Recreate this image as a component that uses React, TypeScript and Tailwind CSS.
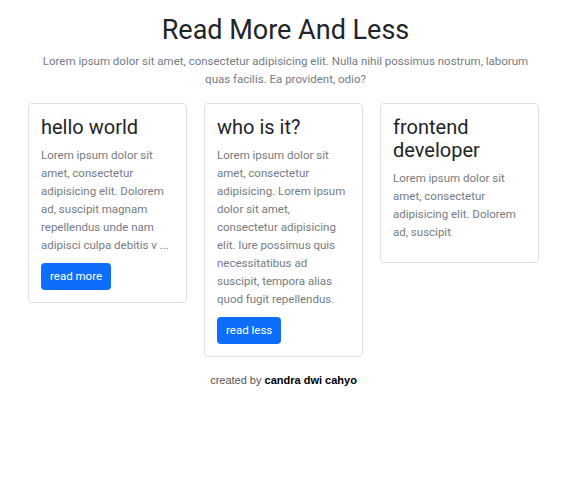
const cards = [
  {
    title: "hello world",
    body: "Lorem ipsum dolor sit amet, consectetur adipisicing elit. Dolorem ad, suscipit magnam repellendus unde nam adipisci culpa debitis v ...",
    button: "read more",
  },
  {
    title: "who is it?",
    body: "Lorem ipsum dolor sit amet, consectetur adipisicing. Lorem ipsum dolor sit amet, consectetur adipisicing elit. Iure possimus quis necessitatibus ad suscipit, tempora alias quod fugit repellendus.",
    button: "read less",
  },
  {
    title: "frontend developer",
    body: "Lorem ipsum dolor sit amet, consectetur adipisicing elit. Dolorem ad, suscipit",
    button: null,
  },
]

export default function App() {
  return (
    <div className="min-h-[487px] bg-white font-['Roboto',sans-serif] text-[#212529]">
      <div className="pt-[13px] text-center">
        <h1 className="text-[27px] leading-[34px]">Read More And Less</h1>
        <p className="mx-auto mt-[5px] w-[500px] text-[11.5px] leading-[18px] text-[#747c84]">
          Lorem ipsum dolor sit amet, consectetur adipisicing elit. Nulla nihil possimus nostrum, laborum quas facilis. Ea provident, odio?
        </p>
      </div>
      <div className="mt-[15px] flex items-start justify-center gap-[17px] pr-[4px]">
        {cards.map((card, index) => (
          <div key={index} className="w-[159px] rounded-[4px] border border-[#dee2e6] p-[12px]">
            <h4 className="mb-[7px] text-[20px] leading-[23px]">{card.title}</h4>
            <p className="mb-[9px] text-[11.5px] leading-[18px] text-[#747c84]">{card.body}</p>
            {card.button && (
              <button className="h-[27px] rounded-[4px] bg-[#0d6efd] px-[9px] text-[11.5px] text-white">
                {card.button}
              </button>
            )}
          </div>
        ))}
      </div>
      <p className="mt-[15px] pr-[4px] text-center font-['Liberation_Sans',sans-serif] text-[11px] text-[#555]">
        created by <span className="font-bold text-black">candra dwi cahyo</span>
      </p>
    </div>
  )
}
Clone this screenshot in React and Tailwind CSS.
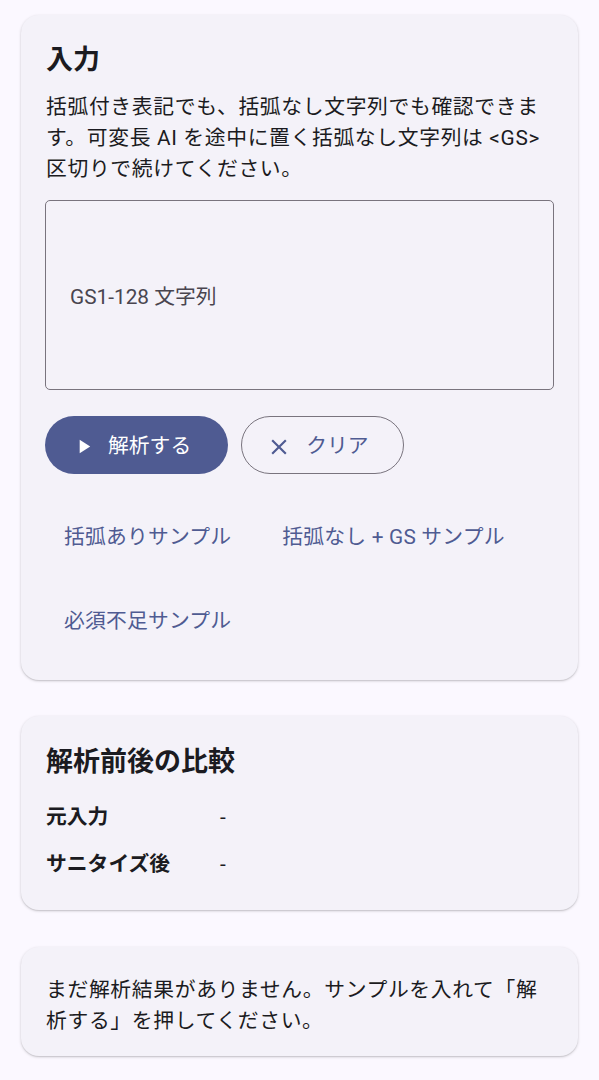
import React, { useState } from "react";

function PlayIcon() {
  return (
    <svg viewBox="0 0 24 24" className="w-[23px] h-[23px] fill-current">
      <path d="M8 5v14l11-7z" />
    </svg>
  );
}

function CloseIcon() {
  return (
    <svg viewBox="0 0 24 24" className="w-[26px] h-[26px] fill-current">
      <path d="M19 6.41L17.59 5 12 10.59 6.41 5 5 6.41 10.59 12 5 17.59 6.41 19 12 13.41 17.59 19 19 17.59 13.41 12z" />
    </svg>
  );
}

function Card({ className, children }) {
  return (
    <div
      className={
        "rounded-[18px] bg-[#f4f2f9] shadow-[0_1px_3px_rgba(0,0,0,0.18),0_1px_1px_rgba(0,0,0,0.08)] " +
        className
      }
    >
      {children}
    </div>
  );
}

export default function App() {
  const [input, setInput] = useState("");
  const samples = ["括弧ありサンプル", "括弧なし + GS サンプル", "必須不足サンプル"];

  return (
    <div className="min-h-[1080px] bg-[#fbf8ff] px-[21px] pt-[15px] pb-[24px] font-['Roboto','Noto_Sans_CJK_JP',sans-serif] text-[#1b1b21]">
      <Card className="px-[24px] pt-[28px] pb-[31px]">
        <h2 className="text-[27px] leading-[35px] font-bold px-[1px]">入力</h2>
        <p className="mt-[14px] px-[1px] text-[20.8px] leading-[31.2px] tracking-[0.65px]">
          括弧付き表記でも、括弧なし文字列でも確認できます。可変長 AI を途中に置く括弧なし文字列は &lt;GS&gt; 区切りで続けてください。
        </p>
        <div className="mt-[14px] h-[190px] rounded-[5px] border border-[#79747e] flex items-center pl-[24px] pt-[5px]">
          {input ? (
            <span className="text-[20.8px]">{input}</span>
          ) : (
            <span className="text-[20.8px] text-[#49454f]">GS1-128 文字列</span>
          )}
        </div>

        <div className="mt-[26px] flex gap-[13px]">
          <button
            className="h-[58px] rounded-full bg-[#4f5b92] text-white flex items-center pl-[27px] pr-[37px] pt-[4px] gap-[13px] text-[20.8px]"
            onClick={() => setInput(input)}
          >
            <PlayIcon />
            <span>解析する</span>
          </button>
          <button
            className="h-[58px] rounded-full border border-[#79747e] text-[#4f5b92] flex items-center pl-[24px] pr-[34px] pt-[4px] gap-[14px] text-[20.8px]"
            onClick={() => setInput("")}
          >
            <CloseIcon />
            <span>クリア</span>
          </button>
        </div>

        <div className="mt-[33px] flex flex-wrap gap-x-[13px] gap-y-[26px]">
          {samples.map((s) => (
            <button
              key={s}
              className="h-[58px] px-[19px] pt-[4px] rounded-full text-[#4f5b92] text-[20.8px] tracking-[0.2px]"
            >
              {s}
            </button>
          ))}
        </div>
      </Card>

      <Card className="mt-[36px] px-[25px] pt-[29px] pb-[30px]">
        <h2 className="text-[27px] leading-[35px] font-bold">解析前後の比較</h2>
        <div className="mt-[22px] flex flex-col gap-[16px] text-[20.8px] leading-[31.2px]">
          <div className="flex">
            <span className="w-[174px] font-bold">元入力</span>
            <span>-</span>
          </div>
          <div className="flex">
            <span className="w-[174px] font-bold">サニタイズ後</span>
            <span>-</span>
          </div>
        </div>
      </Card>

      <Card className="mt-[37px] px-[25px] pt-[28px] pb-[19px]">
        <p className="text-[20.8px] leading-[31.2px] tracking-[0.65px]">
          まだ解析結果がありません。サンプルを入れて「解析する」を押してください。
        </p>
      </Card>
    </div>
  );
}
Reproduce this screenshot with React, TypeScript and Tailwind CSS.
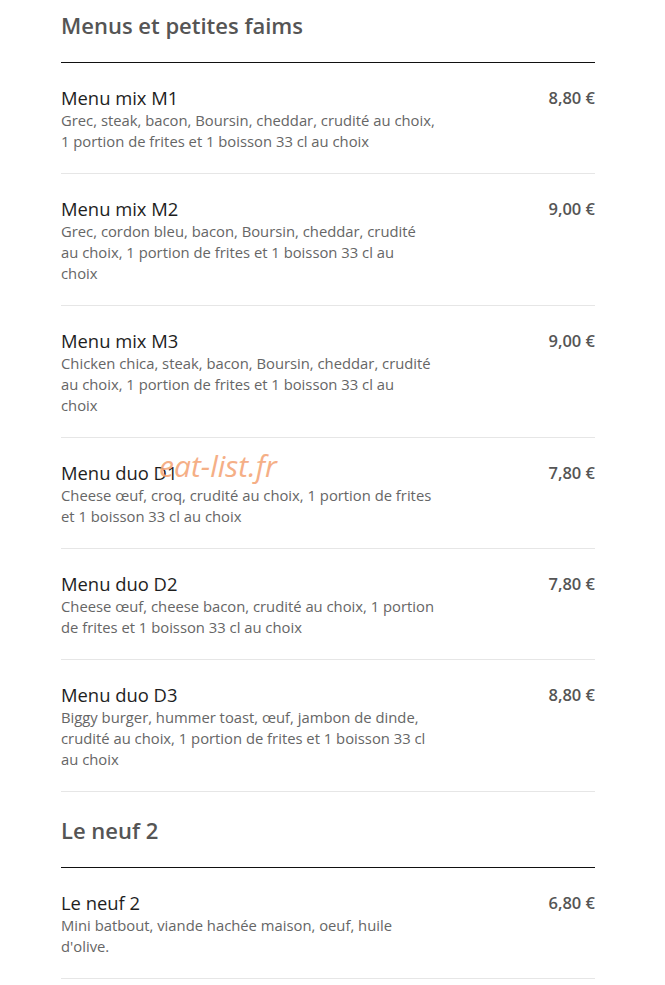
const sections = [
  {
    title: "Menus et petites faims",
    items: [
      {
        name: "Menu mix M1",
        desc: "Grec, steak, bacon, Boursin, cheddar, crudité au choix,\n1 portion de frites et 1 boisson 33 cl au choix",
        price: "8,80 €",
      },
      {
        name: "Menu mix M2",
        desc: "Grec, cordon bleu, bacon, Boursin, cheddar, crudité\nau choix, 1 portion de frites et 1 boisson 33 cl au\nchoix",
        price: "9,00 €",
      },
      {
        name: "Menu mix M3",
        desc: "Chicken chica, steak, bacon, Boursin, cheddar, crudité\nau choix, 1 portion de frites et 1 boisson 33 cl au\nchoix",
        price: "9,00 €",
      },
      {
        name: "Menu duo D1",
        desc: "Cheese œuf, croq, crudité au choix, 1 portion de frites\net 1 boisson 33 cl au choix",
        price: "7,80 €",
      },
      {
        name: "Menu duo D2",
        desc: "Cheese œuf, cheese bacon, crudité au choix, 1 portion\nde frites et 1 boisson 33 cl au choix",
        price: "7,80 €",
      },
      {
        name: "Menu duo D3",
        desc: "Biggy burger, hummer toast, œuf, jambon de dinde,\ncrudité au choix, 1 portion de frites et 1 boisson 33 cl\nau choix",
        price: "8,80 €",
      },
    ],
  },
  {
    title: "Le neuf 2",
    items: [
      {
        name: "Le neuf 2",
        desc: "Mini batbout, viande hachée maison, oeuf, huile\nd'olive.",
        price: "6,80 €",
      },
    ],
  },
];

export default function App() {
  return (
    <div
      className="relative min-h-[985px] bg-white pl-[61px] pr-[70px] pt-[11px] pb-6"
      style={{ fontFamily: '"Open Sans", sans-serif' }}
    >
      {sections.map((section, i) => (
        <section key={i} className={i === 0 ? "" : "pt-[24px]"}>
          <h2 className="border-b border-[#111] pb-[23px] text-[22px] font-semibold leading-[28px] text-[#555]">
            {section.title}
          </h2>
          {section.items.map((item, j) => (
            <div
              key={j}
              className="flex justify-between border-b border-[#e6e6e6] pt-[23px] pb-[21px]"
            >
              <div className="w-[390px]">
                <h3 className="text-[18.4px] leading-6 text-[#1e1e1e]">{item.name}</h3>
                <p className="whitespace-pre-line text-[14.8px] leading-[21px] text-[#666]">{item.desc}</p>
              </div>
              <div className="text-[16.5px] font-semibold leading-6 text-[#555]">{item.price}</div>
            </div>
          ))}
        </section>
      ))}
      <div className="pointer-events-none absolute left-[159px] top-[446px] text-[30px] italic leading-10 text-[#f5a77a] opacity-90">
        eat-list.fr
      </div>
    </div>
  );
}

**Your instructions:**
Search the data above for the word "TypeScript", then gather each line in which it appears.

**Response to this task:**
Recreate this image as a component that uses React, TypeScript and Tailwind CSS.
Reproduce this screenshot with React, TypeScript and Tailwind CSS.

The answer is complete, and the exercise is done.